* _DATASET EXTRACT_

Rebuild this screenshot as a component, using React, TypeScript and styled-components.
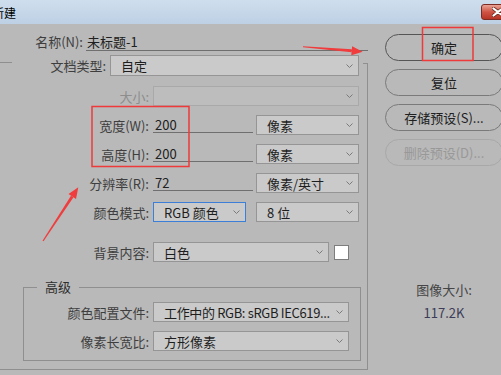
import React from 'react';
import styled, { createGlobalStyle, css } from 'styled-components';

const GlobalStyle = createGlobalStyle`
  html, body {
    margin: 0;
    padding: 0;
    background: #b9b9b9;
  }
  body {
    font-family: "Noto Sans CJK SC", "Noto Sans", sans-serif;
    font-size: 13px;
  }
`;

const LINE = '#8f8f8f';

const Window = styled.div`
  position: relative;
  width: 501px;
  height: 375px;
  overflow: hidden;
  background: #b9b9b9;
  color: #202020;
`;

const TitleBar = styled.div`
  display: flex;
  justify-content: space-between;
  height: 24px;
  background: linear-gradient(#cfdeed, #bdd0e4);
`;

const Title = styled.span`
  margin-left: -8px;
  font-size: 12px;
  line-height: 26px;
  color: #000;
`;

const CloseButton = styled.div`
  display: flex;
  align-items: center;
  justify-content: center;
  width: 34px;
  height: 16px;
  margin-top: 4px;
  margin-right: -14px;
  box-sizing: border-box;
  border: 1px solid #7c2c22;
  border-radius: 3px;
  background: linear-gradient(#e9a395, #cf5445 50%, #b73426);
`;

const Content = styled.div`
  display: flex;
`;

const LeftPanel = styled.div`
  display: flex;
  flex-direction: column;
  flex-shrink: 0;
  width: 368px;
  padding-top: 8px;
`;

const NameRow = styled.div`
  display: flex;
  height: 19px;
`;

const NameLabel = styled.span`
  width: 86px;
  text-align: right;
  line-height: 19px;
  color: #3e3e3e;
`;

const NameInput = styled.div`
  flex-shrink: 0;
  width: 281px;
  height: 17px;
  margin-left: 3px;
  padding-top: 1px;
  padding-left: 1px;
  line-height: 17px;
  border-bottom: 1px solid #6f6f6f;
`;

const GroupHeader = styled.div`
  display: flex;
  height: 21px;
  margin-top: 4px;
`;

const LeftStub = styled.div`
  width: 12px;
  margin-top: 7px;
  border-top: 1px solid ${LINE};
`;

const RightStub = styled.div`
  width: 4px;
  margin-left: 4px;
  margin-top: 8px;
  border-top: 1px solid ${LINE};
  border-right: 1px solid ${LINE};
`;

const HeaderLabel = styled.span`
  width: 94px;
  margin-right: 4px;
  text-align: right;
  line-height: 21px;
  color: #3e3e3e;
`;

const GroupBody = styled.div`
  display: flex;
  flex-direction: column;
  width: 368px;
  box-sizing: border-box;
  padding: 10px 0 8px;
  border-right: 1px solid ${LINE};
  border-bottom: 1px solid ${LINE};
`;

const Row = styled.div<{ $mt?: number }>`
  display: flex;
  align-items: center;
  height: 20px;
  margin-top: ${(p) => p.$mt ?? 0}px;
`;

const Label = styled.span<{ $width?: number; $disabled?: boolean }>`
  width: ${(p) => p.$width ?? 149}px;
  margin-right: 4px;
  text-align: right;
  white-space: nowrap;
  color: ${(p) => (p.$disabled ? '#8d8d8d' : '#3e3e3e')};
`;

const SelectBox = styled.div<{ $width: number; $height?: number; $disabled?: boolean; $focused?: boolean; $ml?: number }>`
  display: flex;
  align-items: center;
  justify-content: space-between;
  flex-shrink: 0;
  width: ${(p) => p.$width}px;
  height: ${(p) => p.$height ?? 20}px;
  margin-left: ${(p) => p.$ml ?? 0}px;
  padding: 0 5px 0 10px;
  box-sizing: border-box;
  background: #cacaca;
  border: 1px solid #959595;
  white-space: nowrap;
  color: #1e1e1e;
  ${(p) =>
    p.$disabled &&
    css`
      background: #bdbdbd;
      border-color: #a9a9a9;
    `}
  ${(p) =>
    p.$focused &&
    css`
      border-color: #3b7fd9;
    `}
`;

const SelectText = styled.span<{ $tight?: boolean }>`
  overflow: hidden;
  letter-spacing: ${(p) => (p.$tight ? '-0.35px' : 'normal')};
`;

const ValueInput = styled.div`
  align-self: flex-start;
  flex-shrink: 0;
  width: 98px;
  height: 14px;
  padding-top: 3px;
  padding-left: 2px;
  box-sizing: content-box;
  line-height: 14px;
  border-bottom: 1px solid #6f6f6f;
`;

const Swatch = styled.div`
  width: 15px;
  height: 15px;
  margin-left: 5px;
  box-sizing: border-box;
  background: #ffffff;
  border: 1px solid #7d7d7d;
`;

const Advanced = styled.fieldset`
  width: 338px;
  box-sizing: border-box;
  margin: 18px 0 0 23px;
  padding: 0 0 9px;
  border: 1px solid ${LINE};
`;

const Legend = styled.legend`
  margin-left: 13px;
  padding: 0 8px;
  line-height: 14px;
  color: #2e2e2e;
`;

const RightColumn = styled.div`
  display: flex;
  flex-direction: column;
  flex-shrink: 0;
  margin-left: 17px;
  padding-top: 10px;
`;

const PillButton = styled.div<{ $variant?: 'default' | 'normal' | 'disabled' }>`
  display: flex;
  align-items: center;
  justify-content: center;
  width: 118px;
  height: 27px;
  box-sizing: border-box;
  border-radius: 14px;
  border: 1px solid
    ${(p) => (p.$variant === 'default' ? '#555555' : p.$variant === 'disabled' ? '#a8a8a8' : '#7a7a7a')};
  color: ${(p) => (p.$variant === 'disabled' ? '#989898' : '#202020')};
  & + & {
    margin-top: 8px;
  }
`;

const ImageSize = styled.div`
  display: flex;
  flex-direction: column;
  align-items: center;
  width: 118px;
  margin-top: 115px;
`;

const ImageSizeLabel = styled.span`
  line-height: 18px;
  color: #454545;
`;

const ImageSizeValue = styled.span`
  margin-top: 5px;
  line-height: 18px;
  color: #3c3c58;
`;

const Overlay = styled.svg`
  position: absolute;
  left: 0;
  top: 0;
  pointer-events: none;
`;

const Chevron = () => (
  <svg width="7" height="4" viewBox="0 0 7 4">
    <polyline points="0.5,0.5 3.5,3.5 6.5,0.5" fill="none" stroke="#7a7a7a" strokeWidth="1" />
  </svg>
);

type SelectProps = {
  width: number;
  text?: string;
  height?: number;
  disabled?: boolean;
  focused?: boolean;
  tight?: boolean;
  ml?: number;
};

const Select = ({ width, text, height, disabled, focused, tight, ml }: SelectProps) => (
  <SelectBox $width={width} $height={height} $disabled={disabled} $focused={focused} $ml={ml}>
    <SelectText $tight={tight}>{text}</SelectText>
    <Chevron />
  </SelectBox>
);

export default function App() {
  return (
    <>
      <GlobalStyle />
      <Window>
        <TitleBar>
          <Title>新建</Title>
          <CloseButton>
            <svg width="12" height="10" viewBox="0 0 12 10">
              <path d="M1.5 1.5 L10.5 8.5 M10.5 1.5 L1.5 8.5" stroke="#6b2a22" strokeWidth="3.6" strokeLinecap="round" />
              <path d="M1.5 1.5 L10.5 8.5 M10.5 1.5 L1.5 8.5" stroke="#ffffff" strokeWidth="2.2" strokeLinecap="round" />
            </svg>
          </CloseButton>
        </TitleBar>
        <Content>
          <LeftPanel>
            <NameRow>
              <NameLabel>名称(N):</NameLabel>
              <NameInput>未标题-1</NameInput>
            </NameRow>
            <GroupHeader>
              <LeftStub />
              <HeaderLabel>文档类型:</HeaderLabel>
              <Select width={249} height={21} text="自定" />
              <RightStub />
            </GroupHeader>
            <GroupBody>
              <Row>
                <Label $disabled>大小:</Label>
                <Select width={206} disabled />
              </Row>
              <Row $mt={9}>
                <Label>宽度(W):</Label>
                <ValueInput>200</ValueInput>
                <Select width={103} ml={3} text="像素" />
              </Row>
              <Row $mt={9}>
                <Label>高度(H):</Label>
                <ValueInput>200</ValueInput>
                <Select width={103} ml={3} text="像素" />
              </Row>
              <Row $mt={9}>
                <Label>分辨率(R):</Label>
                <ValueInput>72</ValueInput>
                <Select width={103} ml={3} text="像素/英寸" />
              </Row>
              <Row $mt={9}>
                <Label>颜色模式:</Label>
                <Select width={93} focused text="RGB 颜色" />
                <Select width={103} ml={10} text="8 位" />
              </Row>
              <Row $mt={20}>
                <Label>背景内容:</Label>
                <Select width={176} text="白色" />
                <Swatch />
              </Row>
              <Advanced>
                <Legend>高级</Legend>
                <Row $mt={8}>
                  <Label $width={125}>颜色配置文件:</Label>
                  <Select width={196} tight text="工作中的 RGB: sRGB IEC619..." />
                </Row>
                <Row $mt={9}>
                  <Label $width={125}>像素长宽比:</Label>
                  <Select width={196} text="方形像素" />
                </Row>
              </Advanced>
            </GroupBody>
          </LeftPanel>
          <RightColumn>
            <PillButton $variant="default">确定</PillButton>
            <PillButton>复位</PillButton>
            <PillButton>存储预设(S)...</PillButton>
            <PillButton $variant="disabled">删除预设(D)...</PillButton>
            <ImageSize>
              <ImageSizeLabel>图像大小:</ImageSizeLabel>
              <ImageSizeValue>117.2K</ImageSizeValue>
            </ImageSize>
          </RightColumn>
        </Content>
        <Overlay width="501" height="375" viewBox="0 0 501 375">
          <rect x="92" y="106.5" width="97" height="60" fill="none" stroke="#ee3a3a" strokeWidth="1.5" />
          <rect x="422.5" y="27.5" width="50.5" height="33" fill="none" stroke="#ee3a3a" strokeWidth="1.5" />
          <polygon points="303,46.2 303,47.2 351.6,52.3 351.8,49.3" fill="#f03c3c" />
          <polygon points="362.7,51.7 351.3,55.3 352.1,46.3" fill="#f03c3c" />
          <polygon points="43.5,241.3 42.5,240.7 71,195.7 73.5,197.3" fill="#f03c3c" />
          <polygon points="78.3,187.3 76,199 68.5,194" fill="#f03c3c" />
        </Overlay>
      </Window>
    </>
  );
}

* _EXERCISE GOAL_
Search the preceding listing for "React" and extract every line where it is found.

* _PROBLEM SOLUTION_
Rebuild this screenshot as a component, using React, TypeScript and styled-components.
import React from 'react';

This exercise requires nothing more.